**TO DO:**
Lines that hold the word "components" should be located and copied.
# Start of SUPPLIED INFORMATION
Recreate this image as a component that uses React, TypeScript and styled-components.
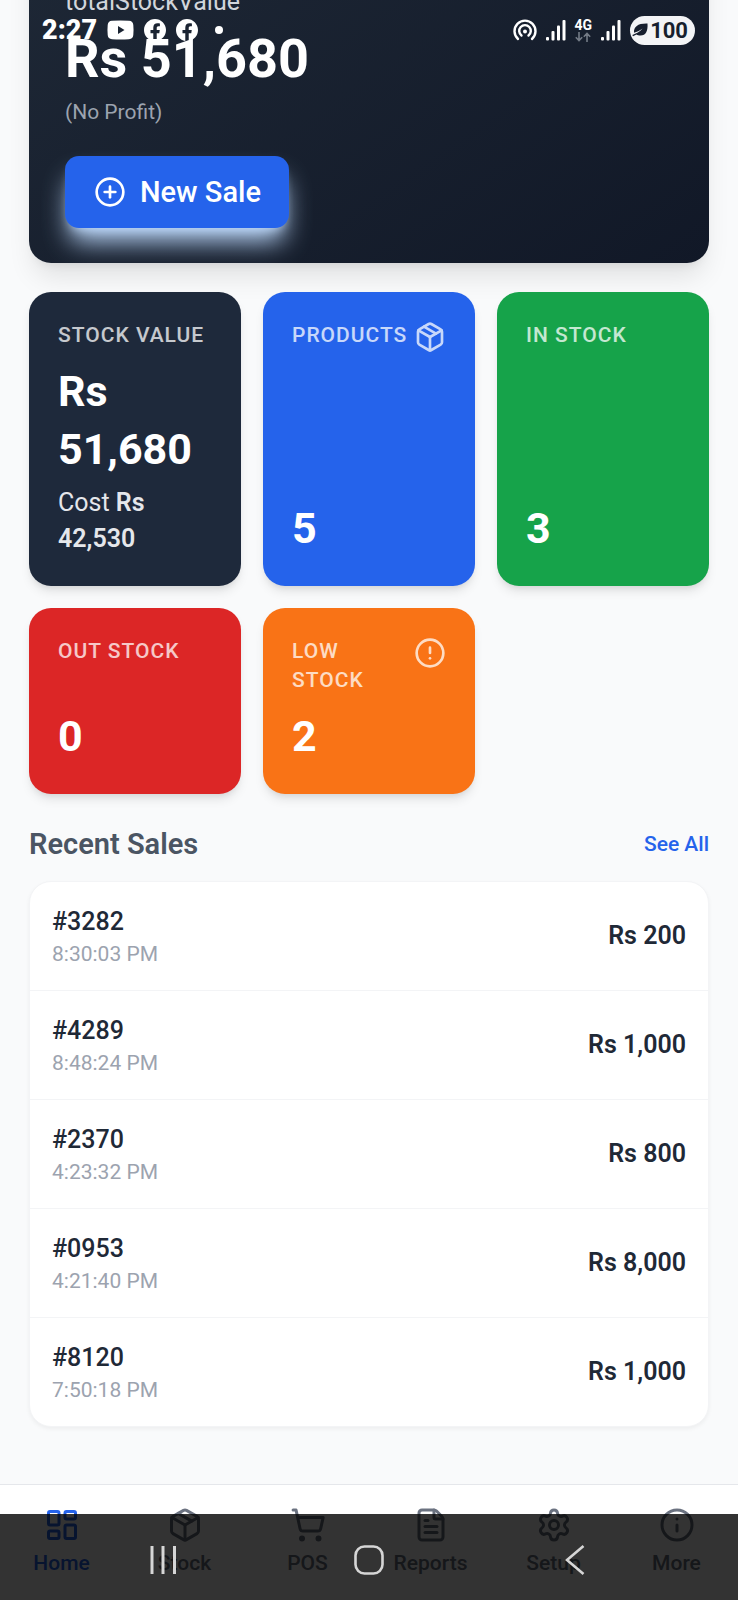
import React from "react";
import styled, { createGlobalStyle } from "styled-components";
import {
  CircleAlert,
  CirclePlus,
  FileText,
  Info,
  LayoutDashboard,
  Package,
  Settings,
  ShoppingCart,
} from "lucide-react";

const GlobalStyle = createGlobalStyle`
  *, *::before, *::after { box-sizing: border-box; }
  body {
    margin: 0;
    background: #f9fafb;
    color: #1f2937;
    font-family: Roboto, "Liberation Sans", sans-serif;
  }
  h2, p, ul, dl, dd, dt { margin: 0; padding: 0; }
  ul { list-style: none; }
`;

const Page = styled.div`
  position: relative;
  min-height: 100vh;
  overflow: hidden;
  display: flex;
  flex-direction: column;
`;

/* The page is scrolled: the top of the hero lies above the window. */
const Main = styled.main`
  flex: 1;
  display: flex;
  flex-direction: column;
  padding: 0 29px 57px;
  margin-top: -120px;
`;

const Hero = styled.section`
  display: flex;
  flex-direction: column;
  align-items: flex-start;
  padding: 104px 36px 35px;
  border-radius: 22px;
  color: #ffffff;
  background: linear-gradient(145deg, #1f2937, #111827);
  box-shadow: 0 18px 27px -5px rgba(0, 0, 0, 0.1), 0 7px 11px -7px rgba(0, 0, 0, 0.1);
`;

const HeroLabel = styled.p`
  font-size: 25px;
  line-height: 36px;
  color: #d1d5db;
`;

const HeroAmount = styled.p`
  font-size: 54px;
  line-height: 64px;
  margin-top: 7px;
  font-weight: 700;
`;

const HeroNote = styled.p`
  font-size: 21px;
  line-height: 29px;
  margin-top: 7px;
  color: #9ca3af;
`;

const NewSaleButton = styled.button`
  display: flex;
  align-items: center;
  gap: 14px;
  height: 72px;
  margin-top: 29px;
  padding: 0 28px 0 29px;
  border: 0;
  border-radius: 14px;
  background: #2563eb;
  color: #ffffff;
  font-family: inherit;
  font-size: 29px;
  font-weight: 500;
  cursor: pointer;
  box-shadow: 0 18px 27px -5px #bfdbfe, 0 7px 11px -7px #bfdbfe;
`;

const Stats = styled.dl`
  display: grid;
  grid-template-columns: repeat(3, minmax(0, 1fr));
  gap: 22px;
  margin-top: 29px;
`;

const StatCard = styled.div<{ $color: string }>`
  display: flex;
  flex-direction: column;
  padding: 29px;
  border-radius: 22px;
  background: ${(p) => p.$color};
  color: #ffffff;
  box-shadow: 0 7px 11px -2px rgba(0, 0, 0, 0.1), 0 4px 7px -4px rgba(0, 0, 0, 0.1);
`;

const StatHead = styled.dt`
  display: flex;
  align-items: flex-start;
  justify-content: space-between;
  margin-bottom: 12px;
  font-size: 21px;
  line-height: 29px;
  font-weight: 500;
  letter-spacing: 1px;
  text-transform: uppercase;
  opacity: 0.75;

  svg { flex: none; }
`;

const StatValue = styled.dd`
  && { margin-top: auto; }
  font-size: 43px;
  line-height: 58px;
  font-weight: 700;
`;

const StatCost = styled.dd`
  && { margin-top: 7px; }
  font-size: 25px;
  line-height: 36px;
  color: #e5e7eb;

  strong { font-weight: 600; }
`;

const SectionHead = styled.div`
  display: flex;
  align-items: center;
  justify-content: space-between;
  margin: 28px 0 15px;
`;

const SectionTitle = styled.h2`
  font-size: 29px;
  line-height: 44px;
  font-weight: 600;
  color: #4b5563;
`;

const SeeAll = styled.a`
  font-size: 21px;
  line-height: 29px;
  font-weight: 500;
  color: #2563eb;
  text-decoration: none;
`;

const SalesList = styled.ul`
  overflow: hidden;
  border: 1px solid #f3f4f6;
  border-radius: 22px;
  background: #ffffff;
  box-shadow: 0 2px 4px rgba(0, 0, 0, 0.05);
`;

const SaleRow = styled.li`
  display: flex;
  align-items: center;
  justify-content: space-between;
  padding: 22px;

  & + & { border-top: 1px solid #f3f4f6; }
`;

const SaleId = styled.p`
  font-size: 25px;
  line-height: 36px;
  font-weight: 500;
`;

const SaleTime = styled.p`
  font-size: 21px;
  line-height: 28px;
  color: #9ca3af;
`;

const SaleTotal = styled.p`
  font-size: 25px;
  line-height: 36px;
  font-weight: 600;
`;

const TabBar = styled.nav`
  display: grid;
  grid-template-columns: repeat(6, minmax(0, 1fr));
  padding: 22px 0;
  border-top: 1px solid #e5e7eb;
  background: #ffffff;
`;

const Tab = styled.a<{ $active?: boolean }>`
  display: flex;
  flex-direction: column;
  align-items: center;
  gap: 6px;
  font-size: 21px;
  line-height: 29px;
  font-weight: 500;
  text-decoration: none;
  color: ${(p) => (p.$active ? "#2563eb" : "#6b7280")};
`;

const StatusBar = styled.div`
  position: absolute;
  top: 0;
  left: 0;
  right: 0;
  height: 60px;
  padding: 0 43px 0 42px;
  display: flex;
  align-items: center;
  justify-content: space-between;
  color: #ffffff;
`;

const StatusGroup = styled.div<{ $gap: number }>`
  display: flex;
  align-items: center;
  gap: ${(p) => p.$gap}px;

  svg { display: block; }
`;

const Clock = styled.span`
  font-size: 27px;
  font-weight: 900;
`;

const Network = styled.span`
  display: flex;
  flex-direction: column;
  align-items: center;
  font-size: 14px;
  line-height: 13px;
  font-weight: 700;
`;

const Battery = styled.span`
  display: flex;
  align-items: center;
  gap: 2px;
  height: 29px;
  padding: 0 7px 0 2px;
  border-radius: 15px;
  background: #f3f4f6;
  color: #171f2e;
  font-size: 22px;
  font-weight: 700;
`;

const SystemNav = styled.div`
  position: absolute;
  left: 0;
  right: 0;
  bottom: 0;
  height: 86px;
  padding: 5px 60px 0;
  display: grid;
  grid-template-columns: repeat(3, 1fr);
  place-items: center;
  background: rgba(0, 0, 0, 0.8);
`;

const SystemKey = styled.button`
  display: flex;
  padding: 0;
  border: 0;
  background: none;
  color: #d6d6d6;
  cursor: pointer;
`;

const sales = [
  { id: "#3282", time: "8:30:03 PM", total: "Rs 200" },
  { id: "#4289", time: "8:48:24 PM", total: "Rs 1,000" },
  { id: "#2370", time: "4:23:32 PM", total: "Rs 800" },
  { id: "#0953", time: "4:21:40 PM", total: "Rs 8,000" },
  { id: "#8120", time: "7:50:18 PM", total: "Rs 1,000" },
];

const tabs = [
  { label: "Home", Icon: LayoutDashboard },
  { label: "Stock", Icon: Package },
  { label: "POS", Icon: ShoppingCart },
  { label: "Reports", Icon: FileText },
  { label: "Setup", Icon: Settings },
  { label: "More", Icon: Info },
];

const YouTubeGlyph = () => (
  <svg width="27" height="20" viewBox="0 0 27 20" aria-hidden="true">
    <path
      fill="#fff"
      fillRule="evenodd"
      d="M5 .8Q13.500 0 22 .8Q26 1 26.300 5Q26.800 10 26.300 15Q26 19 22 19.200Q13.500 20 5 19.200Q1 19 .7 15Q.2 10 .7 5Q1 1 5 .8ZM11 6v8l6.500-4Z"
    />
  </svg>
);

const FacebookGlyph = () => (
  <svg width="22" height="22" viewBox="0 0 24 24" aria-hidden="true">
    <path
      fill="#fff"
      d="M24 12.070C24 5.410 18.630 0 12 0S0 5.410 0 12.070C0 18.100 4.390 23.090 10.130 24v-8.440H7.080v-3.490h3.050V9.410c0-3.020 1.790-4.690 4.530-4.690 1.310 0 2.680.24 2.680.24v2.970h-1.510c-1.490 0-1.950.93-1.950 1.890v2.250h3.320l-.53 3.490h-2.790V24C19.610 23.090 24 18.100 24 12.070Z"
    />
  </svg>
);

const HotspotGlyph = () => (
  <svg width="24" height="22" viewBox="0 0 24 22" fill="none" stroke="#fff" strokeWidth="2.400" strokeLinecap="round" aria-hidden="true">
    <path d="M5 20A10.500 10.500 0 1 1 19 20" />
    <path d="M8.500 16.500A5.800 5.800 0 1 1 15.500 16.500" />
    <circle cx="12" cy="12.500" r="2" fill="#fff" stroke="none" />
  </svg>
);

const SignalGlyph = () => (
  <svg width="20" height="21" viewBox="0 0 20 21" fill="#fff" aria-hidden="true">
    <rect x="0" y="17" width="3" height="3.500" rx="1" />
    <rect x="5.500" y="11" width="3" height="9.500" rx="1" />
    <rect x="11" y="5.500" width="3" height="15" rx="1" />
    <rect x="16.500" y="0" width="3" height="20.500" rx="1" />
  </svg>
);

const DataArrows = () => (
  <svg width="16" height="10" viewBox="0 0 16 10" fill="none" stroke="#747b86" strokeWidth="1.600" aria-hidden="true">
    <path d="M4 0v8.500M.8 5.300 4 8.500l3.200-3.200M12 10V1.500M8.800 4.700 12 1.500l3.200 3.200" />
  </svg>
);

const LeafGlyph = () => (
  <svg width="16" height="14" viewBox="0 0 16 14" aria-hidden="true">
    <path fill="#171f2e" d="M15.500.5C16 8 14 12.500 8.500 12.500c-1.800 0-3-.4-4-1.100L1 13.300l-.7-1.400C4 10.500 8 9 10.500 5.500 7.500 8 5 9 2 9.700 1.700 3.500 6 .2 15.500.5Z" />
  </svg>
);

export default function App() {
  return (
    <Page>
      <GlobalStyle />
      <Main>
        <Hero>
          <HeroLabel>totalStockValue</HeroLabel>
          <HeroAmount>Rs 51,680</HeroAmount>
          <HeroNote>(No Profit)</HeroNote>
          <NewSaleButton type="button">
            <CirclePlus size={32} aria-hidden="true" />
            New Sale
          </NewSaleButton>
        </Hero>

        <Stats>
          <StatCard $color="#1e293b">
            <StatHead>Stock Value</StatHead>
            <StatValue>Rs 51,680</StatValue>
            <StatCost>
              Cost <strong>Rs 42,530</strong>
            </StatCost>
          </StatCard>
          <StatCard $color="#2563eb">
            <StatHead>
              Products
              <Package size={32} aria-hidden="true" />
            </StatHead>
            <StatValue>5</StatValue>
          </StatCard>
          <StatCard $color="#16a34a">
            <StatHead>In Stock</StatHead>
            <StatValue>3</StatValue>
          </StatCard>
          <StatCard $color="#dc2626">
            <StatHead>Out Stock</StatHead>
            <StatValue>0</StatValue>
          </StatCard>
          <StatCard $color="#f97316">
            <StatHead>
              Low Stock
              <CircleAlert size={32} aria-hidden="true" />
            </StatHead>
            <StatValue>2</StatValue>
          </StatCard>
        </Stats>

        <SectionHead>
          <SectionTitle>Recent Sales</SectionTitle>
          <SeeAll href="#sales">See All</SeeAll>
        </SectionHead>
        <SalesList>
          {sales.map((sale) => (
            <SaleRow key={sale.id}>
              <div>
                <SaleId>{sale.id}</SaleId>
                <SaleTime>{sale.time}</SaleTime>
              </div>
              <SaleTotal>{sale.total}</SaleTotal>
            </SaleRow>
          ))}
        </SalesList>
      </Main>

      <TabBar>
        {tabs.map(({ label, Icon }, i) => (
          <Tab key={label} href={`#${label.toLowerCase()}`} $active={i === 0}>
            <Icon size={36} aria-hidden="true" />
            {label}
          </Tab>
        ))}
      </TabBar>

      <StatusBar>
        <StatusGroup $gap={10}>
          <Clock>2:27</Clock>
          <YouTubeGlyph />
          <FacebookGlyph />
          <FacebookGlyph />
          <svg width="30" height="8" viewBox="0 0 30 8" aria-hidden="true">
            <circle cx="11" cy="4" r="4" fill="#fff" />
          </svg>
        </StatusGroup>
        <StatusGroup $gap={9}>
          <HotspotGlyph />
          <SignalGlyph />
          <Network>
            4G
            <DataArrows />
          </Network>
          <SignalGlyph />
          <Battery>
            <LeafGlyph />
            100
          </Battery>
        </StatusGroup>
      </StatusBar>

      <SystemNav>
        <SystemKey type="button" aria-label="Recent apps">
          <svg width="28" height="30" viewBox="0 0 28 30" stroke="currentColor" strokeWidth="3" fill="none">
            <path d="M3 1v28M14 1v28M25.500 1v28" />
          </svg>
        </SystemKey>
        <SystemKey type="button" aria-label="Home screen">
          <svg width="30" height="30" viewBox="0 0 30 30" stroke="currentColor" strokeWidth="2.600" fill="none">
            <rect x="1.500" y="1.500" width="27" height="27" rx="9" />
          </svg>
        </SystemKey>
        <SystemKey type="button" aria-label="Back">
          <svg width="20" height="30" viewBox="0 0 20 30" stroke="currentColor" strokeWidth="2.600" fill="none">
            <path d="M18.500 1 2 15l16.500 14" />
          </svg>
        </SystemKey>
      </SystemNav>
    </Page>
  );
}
# End of SUPPLIED INFORMATION
**OUTPUT FOR THIS TASK:**
Recreate this image as a component that uses React, TypeScript and styled-components.
import styled, { createGlobalStyle } from "styled-components";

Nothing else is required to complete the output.